I know I should focus on what is positive.  Winter is the season of silent beauty that I so long for in the summer heat. I delight in the quiet of winter days.  The snows bring a hushed stillness good for the soul.  It is a time to regroup.  Spring will come.  Hopefully if man has not destroyed all the vernal pools, the spring peepers will return.  And if pesticides have not destroyed all the birds, sweet mating songs will be sung.  And if the weather turns more clement, our spirits will soar once again, and we will be busy bees making honey while the sun shines.


The Edge of Winter


P1050266_edited-2It is an overcast day.  Brightly colored birds stand out like jewels in the greyness.  The sparrows blend into the wooded grey/brown of snow-covered shrubs.  The ever-present sparrows and the  winter birds– jays and cardinals, juncos, black-capped chickadees, white-breasted nuthatches and downy woodpeckers– flock to the bird feeder which now has to be filled up almost every day.  The red berries on the bushes are nearly all gone and the feeder is becoming a matter of survival.  On our walks we see empty nests held in the bare arms of winter trees.  An empty robin’s nest is filled with snow– the hatchlings and the mother long gone to fairer climes.  The trees are stripped down to their souls.  With ice storms they become tinkling chandeliers.  In the rain the few remaining dead leaves drip drops of icy tears.

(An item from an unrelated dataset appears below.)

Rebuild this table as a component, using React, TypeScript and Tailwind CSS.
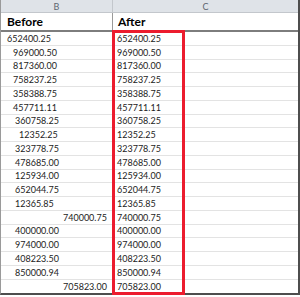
const rows: { before: string; pad: string; after: string }[] = [
  { before: "652400.25", pad: "pl-[6px]", after: "652400.25" },
  { before: "969000.50", pad: "pl-[12px]", after: "969000.50" },
  { before: "817360.00", pad: "pl-[12px]", after: "817360.00" },
  { before: "758237.25", pad: "pl-[12px]", after: "758237.25" },
  { before: "358388.75", pad: "pl-[12px]", after: "358388.75" },
  { before: "457711.11", pad: "pl-[12px]", after: "457711.11" },
  { before: "360758.25", pad: "pl-[14px]", after: "360758.25" },
  { before: "12352.25", pad: "pl-[18px]", after: "12352.25" },
  { before: "323778.75", pad: "pl-[14px]", after: "323778.75" },
  { before: "478685.00", pad: "pl-[14px]", after: "478685.00" },
  { before: "125934.00", pad: "pl-[14px]", after: "125934.00" },
  { before: "652044.75", pad: "pl-[14px]", after: "652044.75" },
  { before: "12365.85", pad: "pl-[14px]", after: "12365.85" },
  { before: "740000.75", pad: "pl-[62px]", after: "740000.75" },
  { before: "400000.00", pad: "pl-[14px]", after: "400000.00" },
  { before: "974000.00", pad: "pl-[14px]", after: "974000.00" },
  { before: "408223.50", pad: "pl-[14px]", after: "408223.50" },
  { before: "850000.94", pad: "pl-[14px]", after: "850000.94" },
  { before: "705823.00", pad: "pl-[62px]", after: "705823.00" },
];

export default function App() {
  return (
    <div
      className="relative h-[297px] w-[300px] overflow-hidden bg-white text-[#1c1c1c]"
      style={{ fontFamily: "Lato, 'Liberation Sans', sans-serif" }}
    >
      <div className="w-[300px] border-r-2 border-b-2 border-l border-r-[#4d4d4d] border-b-[#4d4d4d] border-l-[#9a9a9a]">
        {/* Column letters */}
        <div className="grid h-[13px] grid-cols-[112px_1fr] border-b border-[#c3c7cc] bg-[#dfe3e8] text-[9px] text-[#5e6670]">
          <div className="flex items-center justify-center border-r border-[#c3c7cc]">B</div>
          <div className="flex items-center justify-center">C</div>
        </div>

        {/* Titles */}
        <div className="grid h-[19px] grid-cols-[112px_1fr] border-b-2 border-[#7d7d7d] text-[12px] font-bold text-black">
          <div className="flex items-center border-r border-[#9a9a9a] pl-[6px]">Before</div>
          <div className="flex items-center pl-[5px]">After</div>
        </div>

        {/* Values */}
        {rows.map((r, i) => (
          <div
            key={i}
            className="grid h-[13.75px] grid-cols-[112px_1fr] border-b border-[#e3e3e3] text-[9px] leading-none last:border-b-0"
          >
            <div className={`flex items-center border-r border-[#d4d4d4] ${r.pad}`}>{r.before}</div>
            <div className="flex items-center pl-[4px]">{r.after}</div>
          </div>
        ))}
      </div>

      {/* Red highlight around the After values */}
      <div className="absolute left-[112px] top-[30px] h-[265px] w-[73px] border-[3px] border-[#ec1c2e]" />
    </div>
  );
}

Occasionally a dove visits the feeder.  The chipmunk, who gathered scattered seeds under the feeder all fall, is not to be seen.  He must be in torpor in his den.  According to Bernd Heinrich in: The Winter World: the Ingenuity of Animal Survival, the eastern chipmunk builds a twelve-foot storage system with a nest chamber some three feet down and a network of tunnels which includes a food storage chamber.  Heinrich says chipmunks go in and out of torpor.  He reasons that they would not gather food if they were to be in torpor all winter long.  We will probably not see our chipmunk for the rest of the winter for, in his stuporous state, he would be easy prey.  However he can be roused to eat and venture outdoors if need be, especially in March when there still may be snow on the ground but mating season begins.

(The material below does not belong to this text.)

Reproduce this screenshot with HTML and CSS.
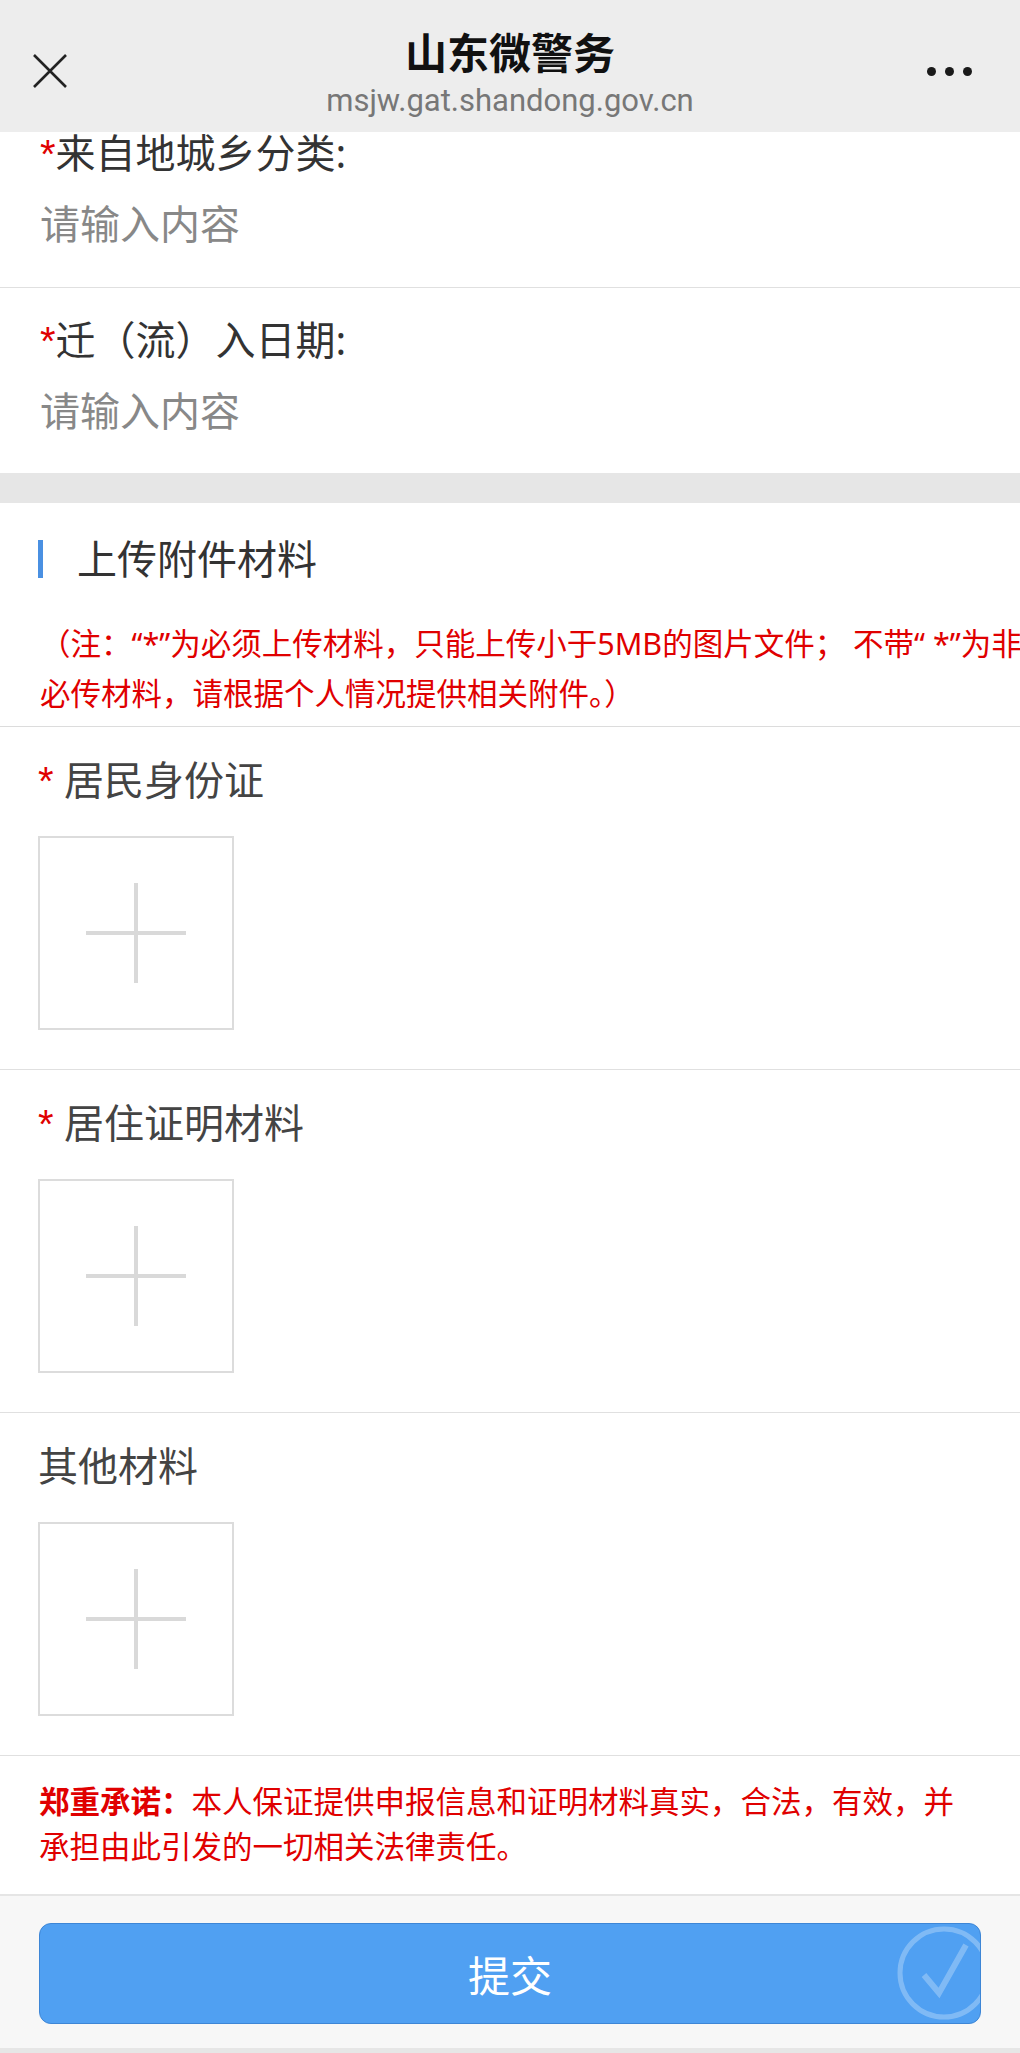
FILE: index.html
```html
<!DOCTYPE html>
<html lang="zh-CN">
<head>
    <meta charset="UTF-8">
    <title>山东微警务</title>
    <link rel="stylesheet" href="styles.css">
</head>
<body>
    <div class="topbar">
        <div class="topbar-close">
            <svg width="36" height="36" viewBox="0 0 36 36">
                <path d="M2 2 L34 34 M34 2 L2 34" stroke="#222" stroke-width="2.6" fill="none" />
            </svg>
        </div>
        <div class="topbar-title">
            <h1>山东微警务</h1>
            <p>msjw.gat.shandong.gov.cn</p>
        </div>
        <div class="topbar-more">
            <span></span><span></span><span></span>
        </div>
    </div>

    <div class="form">
        <div class="field field-cut">
            <label for="from-type"><i>*</i>来自地城乡分类:</label>
            <input type="text" id="from-type" class="text-field" placeholder="请输入内容" />
        </div>
        <div class="field field-last">
            <label for="move-date"><i>*</i>迁（流）入日期:</label>
            <input type="text" id="move-date" class="text-field" placeholder="请输入内容" />
        </div>
    </div>

    <div class="gap"></div>

    <div class="upload-head">
        <h3>上传附件材料</h3>
        <p class="note">（注：“*”为必须上传材料，只能上传小于5MB的图片文件； 不带“ *”为非<br>必传材料，请根据个人情况提供相关附件。）</p>
    </div>

    <div class="upload">
        <div class="upload-label"><i>*</i> 居民身份证</div>
        <div class="upload-box">
            <svg width="100" height="100" viewBox="0 0 100 100">
                <rect x="0" y="48" width="100" height="4" fill="#d9d9d9" />
                <rect x="48" y="0" width="4" height="100" fill="#d9d9d9" />
            </svg>
        </div>
    </div>
    <div class="upload">
        <div class="upload-label"><i>*</i> 居住证明材料</div>
        <div class="upload-box">
            <svg width="100" height="100" viewBox="0 0 100 100">
                <rect x="0" y="48" width="100" height="4" fill="#d9d9d9" />
                <rect x="48" y="0" width="4" height="100" fill="#d9d9d9" />
            </svg>
        </div>
    </div>
    <div class="upload">
        <div class="upload-label">其他材料</div>
        <div class="upload-box">
            <svg width="100" height="100" viewBox="0 0 100 100">
                <rect x="0" y="48" width="100" height="4" fill="#d9d9d9" />
                <rect x="48" y="0" width="4" height="100" fill="#d9d9d9" />
            </svg>
        </div>
    </div>

    <div class="promise">
        <p><b>郑重承诺：</b>本人保证提供申报信息和证明材料真实，合法，有效，并承担由此引发的一切相关法律责任。</p>
    </div>

    <div class="footer">
        <button class="button">提交
            <svg class="button-mark" width="100" height="100" viewBox="0 0 100 100">
                <circle cx="50" cy="50" r="44" stroke="rgba(255,255,255,0.28)" stroke-width="5" fill="none" />
                <path d="M30 52 L45 70 L72 22" stroke="rgba(255,255,255,0.28)" stroke-width="6" fill="none" />
            </svg>
        </button>
    </div>
</body>
</html>
```

FILE: styles.css
```css
html, body {
    margin: 0;
    padding: 0;
}
body {
    background-color: #e6e6e6;
    font-family: "Noto Sans", "Noto Sans CJK SC", sans-serif;
    color: #333;
    overflow: hidden;
}
i {
    font-style: normal;
    font-family: "Liberation Sans", sans-serif;
    line-height: 1;
    color: #e00000;
}

.topbar {
    position: relative;
    z-index: 2;
    height: 132px;
    box-sizing: border-box;
    padding-top: 14px;
    background-color: #ededed;
    display: grid;
    grid-template-columns: 100px 1fr 100px;
    align-items: center;
}
.topbar-close {
    margin-left: 32px;
    height: 36px;
    margin-top: -4px;
}
.topbar-title {
    text-align: center;
}
.topbar-title h1 {
    margin: 0;
    font-size: 42px;
    line-height: 50px;
    font-weight: bold;
    color: #111;
    font-family: "Noto Sans CJK SC", sans-serif;
}
.topbar-title p {
    margin: 5px 0 0 0;
    font-family: Roboto, "Liberation Sans", sans-serif;
    font-size: 31px;
    line-height: 40px;
    color: #777;
}
.topbar-more {
    display: flex;
    gap: 9px;
    margin-top: -4px;
    margin-left: 7px;
}
.topbar-more span {
    width: 9px;
    height: 9px;
    border-radius: 50%;
    background-color: #1a1a1a;
}

.form {
    background-color: #fff;
}
.field {
    padding: 24px 40px 36px 40px;
    border-bottom: 1px solid #e0e0e0;
    background-color: #fff;
}
.field-cut {
    margin-top: -7px;
    padding-top: 0;
    padding-bottom: 37px;
}
.field-last {
    border-bottom: none;
}
.field label {
    display: block;
    font-size: 40px;
    line-height: 56px;
    color: #333;
}
.text-field {
    display: block;
    width: 100%;
    margin-top: 13px;
    height: 56px;
    padding: 0;
    border: none;
    outline: none;
    font-family: "Noto Sans CJK SC", sans-serif;
    font-size: 40px;
    color: #333;
    background: transparent;
}
.text-field::placeholder {
    color: #888;
}

.gap {
    height: 30px;
    background-color: #e6e6e6;
}

.upload-head {
    background-color: #fff;
    padding: 28px 0 8px 38px;
    border-bottom: 1px solid #dcdcdc;
}
.upload-head h3 {
    margin: 0;
    font-size: 40px;
    line-height: 56px;
    font-weight: normal;
    color: #333;
    display: flex;
    align-items: center;
}
.upload-head h3::before {
    content: "";
    width: 5px;
    height: 38px;
    background-color: #4a90e2;
    margin-right: 34px;
}
.note {
    margin: 31px 0 0 2px;
    font-size: 30.5px;
    line-height: 50px;
    color: #e00000;
    white-space: nowrap;
}

.upload {
    background-color: #fff;
    padding: 25px 40px 39px 38px;
    border-bottom: 1px solid #e0e0e0;
}
.upload-label {
    font-size: 40px;
    line-height: 56px;
    color: #444;
}
.upload-box {
    margin-top: 28px;
    width: 192px;
    height: 190px;
    border: 2px solid #dcdcdc;
    display: flex;
    align-items: center;
    justify-content: center;
}

.promise {
    background-color: #fff;
    padding: 23px 40px 25px 39px;
    border-bottom: 2px solid #e5e5e5;
}
.promise p {
    margin: 0;
    font-size: 30.5px;
    line-height: 45px;
    color: #e00000;
}
.promise b {
    font-weight: bold;
}

.footer {
    background-color: #f7f7f7;
    padding: 27px 39px 24px 39px;
}
.button {
    position: relative;
    overflow: hidden;
    display: block;
    width: 100%;
    height: 101px;
    border: 1px solid #3d86d6;
    border-radius: 12px;
    background-color: #50a0f2;
    color: #fff;
    font-family: "Noto Sans CJK SC", sans-serif;
    font-size: 42px;
    padding: 0;
}
.button-mark {
    position: absolute;
    right: -14px;
    top: -1px;
}
```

The grey squirrels are busy clearing snow from branches as they run along tree limbs.  On the ground they dig through the snow for the walnuts we watched them bury in the ground with their noses this fall.  They do not need to hibernate for they have food stores which they built up in the autumn– and leafy, well-insulated nests.  The red squirrels survive winter by putting on thick, insulating fur.

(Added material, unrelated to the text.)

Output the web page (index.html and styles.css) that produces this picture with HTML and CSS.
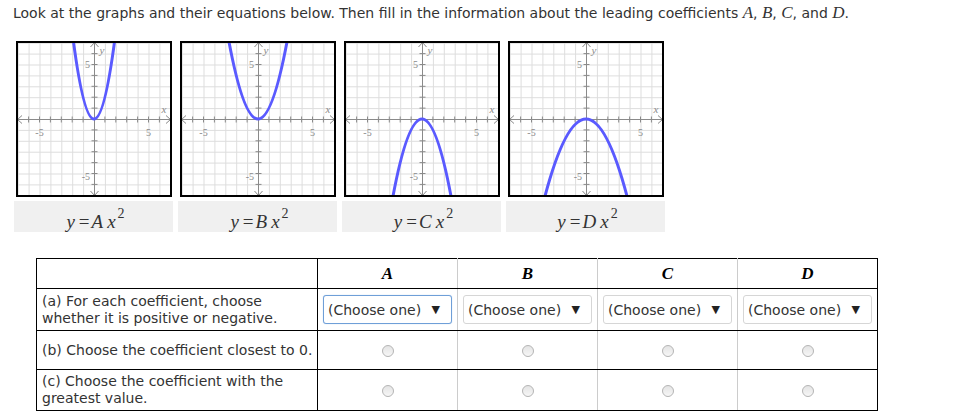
FILE: index.html
```html
<!DOCTYPE html>
<html>
<head>
<meta charset="utf-8">
<link rel="stylesheet" href="styles.css">
</head>
<body>
<svg class="defs" width="0" height="0">
  <defs>
    <pattern id="grid" patternUnits="userSpaceOnUse" x="1.7" y="1.7" width="10.9" height="10.9">
      <path d="M0.5 0V10.9M0 0.5H10.9" stroke="#dddddd" stroke-width="1" fill="none"/>
    </pattern>
    <symbol id="axes" viewBox="0 0 156 156">
      <rect x="0" y="0" width="156" height="156" fill="#fff"/>
      <rect x="0" y="0" width="156" height="156" fill="url(#grid)"/>
      <g stroke="#8a8a8a" stroke-width="1" fill="none">
        <path d="M1 78.5H155M78.5 1V155"/>
        <path d="M6 74.5L1.5 78.5L6 82.5M150 74.5L154.5 78.5L150 82.5M74.5 6L78.5 1.5L82.5 6M74.5 150L78.5 154.5L82.5 150"/>
        <path d="M12.6 75.5v6M23.5 75.5v6M34.4 75.5v6M45.3 75.5v6M56.2 75.5v6M67.1 75.5v6M88.9 75.5v6M99.8 75.5v6M110.7 75.5v6M121.6 75.5v6M132.5 75.5v6M143.4 75.5v6"/>
        <path d="M75.5 12.6h6M75.5 23.5h6M75.5 34.4h6M75.5 45.3h6M75.5 56.2h6M75.5 67.1h6M75.5 88.9h6M75.5 99.8h6M75.5 110.7h6M75.5 121.6h6M75.5 132.5h6M75.5 143.4h6"/>
      </g>
      <g class="lbl">
        <text x="23.5" y="95" text-anchor="middle">-5</text>
        <text x="132.5" y="95" text-anchor="middle">5</text>
        <text x="74" y="27" text-anchor="end">5</text>
        <text x="74" y="139" text-anchor="end">-5</text>
        <text x="148" y="72" text-anchor="middle" class="var">x</text>
        <text x="86" y="13" text-anchor="middle" class="var">y</text>
      </g>
    </symbol>
    <clipPath id="box"><rect x="0" y="0" width="156" height="156"/></clipPath>
  </defs>
</svg>

<div class="page">
  <p class="intro">Look at the graphs and their equations below. Then fill in the information about the leading coefficients <span class="m">A</span>, <span class="m">B</span>, <span class="m">C</span>, and <span class="m">D</span>.</p>

  <div class="graphs">
    <div class="cell">
      <svg class="graph" width="156" height="156" viewBox="0 0 156 156">
        <use href="#axes"/>
        <path clip-path="url(#box)" class="curve" d="M56.2 -9.2Q78 165.2 99.8 -9.2"/>
        <rect class="frame" x="1" y="1" width="154" height="154"/>
      </svg>
      <div class="eq"><span class="eqt">y<span class="eqop">=</span>A<span class="gap"></span>x<sup>2</sup></span></div>
    </div>
    <div class="cell">
      <svg class="graph" width="156" height="156" viewBox="0 0 156 156">
        <use href="#axes"/>
        <path clip-path="url(#box)" class="curve" d="M46.39 -13.67Q78 169.67 109.61 -13.67"/>
        <rect class="frame" x="1" y="1" width="154" height="154"/>
      </svg>
      <div class="eq"><span class="eqt">y<span class="eqop">=</span>B<span class="gap"></span>x<sup>2</sup></span></div>
    </div>
    <div class="cell">
      <svg class="graph" width="156" height="156" viewBox="0 0 156 156">
        <use href="#axes"/>
        <path clip-path="url(#box)" class="curve" d="M46.39 169.67Q78 -13.67 109.61 169.67"/>
        <rect class="frame" x="1" y="1" width="154" height="154"/>
      </svg>
      <div class="eq"><span class="eqt">y<span class="eqop">=</span>C<span class="gap"></span>x<sup>2</sup></span></div>
    </div>
    <div class="cell">
      <svg class="graph" width="156" height="156" viewBox="0 0 156 156">
        <use href="#axes"/>
        <path clip-path="url(#box)" class="curve" d="M34.4 165.2Q78 -9.2 121.6 165.2"/>
        <rect class="frame" x="1" y="1" width="154" height="154"/>
      </svg>
      <div class="eq"><span class="eqt">y<span class="eqop">=</span>D<span class="gap"></span>x<sup>2</sup></span></div>
    </div>
  </div>

  <table class="answers">
    <colgroup>
      <col class="c-label"><col class="c-data"><col class="c-data"><col class="c-data"><col class="c-data">
    </colgroup>
    <tr class="r-head">
      <th class="label"></th>
      <th class="hl">A</th>
      <th class="hl">B</th>
      <th class="hl">C</th>
      <th class="hl last">D</th>
    </tr>
    <tr class="r-a">
      <td class="label">(a) For each coefficient, choose<br>whether it is positive or negative.</td>
      <td><div class="sel focus"><span>(Choose one)</span><span class="arr">&#9660;</span></div></td>
      <td><div class="sel"><span>(Choose one)</span><span class="arr">&#9660;</span></div></td>
      <td><div class="sel"><span>(Choose one)</span><span class="arr">&#9660;</span></div></td>
      <td class="last"><div class="sel"><span>(Choose one)</span><span class="arr">&#9660;</span></div></td>
    </tr>
    <tr class="r-b">
      <td class="label">(b) Choose the coefficient closest to 0.</td>
      <td><span class="radio"></span></td>
      <td><span class="radio"></span></td>
      <td><span class="radio"></span></td>
      <td class="last"><span class="radio"></span></td>
    </tr>
    <tr class="r-c">
      <td class="label">(c) Choose the coefficient with the<br>greatest value.</td>
      <td><span class="radio"></span></td>
      <td><span class="radio"></span></td>
      <td><span class="radio"></span></td>
      <td class="last"><span class="radio"></span></td>
    </tr>
  </table>
</div>
</body>
</html>
```

FILE: styles.css
```css
html, body {
  background: #ffffff;
}
body {
  margin: 0;
  font-family: "DejaVu Sans", Verdana, sans-serif;
  font-size: 14px;
  color: #333333;
}
.defs {
  position: absolute;
  width: 0;
  height: 0;
}
.page {
  padding: 5px 0 0 13px;
}
.intro {
  margin: 0;
  line-height: 16px;
  height: 16px;
}
.m {
  font-family: "Liberation Serif", "Times New Roman", serif;
  font-style: italic;
  font-size: 17px;
}
.graphs {
  display: grid;
  grid-template-columns: repeat(4, 159px);
  column-gap: 5px;
  margin: 20px 0 0 1px;
}
.cell {
  display: flex;
  flex-direction: column;
  align-items: center;
}
.graph {
  display: block;
  width: 156px;
  height: 156px;
}
.lbl text {
  font-family: "Liberation Serif", serif;
  font-size: 10px;
  fill: #8a8a8a;
}
.lbl text.var {
  font-style: italic;
  font-size: 11px;
}
.curve {
  fill: none;
  stroke: #5a5aff;
  stroke-width: 3;
}
.frame {
  fill: none;
  stroke: #000;
  stroke-width: 2;
}
.eq {
  align-self: stretch;
  margin-top: 4px;
  height: 31px;
  background: #f0f0f0;
  display: flex;
  align-items: flex-end;
  justify-content: center;
  padding: 0 0 1px 4px;
  box-sizing: border-box;
}
.eqt {
  display: block;
  font-family: "Liberation Serif", "Times New Roman", serif;
  font-style: italic;
  font-size: 19px;
  line-height: 19px;
  color: #333;
  white-space: nowrap;
}
.eqop {
  font-style: normal;
  margin: 0 2px 0 4px;
}
.gap {
  display: inline-block;
  width: 4px;
}
.eq sup {
  font-style: normal;
  font-size: 14px;
  line-height: 0;
  vertical-align: baseline;
  position: relative;
  top: -10px;
  margin-left: 2px;
}
.answers {
  margin: 26px 0 0 23px;
  border-collapse: collapse;
  border: 1px solid #000;
  table-layout: fixed;
  width: 841px;
}
.c-label { width: 281px; }
.c-data { width: 140px; }
.answers th, .answers td {
  border-top: 1px solid #000;
  border-bottom: 1px solid #000;
  border-right: 1px solid #cccccc;
  padding: 0;
  text-align: center;
  vertical-align: middle;
}
.answers .label {
  border-right: 1px solid #000;
  text-align: left;
  padding-left: 5px;
  line-height: 17px;
}
.answers .last {
  border-right: 1px solid #000;
}
.hl {
  font-family: "Liberation Serif", "Times New Roman", serif;
  font-style: italic;
  font-weight: bold;
  font-size: 17px;
  color: #000;
}
.r-head { height: 30px; }
.r-a { height: 42px; }
.r-b { height: 39px; }
.r-c { height: 41px; }
.sel {
  box-sizing: border-box;
  width: 129px;
  height: 29px;
  margin: 0 auto;
  border: 1px solid #d6d6d6;
  border-radius: 3px;
  display: flex;
  align-items: center;
  justify-content: space-between;
  padding: 0 11px 0 4px;
  color: #333;
  background: #fff;
}
.sel.focus {
  border-color: #6f9fd8;
  box-shadow: 0 0 1px #9cc0ea;
}
.arr {
  font-size: 11px;
  color: #222;
}
.radio {
  display: inline-block;
  width: 12px;
  height: 12px;
  border-radius: 50%;
  box-sizing: border-box;
  border: 1px solid #b5b5b5;
  background: linear-gradient(#e4e4e4, #f6f6f6);
  vertical-align: middle;
}
```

The back yard is a maze of tunnels.  We think they are deer mouse tunnels as many have tunneled their way into our house.  But they must get by the feral cat who sometimes waits out a snow storm under our deck.  In the woods, the occasional deer waits out the same storm under a squat fir tree. The tracks in the snow tell the story of how they weathered a Nor’Easter.

Beneath the tracks in the snow, in the frozen leaf litter, the insect world is dormant.  Some hibernate.  Others fill their bodies with antifreeze, glycerol, to stay alive.  Heinrich talks about  woolly bears hibernating but they are also capable of freezing solid and surviving, coming to life again as they thaw in the spring.  The pupae, however, don’t survive being frozen.

In Winter: an Ecological Handbook, authors, James C. Halfpenny, Elizabeth Besiot and Roy Douglas Ozonne, tell us that the reptiles and amphibians pick out a “microclimate for hibernation that does not freeze” for their winter, such as the “bottoms of ponds, streams, or deep in the ground.”

Our stream flows out back in the marsh under ice and snow and one can see the elongated bubbles of running water.  In the pond next door the turtles lay beneath the ice in their hibernacula.  At the end of the book, The Year of the Turtle, David M. Carroll, the naturalist, author and artist, has his watercolor of a spotted turtle hibernating.  This picture is hypnotic and in its spell, I think of all the animals hibernating beneath our feet in lugubrious gloom.  It reminds me of the penguins in the film, The March of the Penguins, huddled together for warmth in the harsh, strong winds and snow, taking turns being on the outside of the huddle.  Winter can be magnificent in its transformations yet tragic in its harshness.  Hibernating animals who freeze to death and deer starving in the snow are among the victims of its violence.

Carroll’s drawing shows the turtle all alone, withdrawn into its shell under less than two feet of water, lodged firmly in the mud under ice and under snow on a sunny winter’s day, a far better clime than the penguin’s–  and yet it evokes a certain sadness for this little creature all alone beneath the snow, in a torpid state.  The turtle is missing out on the days and nights, sleeping a deep sleep in a “half year of stillness.”

Carroll’s writing is sheer poetry as he describes the turtle’s hibernation: “Mounting layers of snow silently cover the ice.  Night after night in the harshest depth of winter, as Orion and the Pleiades burn distant and brilliant in the black sky and strong winds howl off the mountain to the northwest, the turtles rest beneath the ice.  With the life in them nearly suspended, reduced to its most tenuous hold, all but extinct in the vast, inhospitable regime that reaches above them to the limits of the universe, they lie within their shells, waiting for the earth to make its required turnings and return them to the sun that will awaken them to another season.”

I think of the turtles below, along with all the other beautiful creatures, and wish them a kind sleep from which they will safely stir as the life force surges through their veins again when the sun brings them to the fullness of life in spring.  The death of some, and the half-life of so many, proffers the poignancy of winter.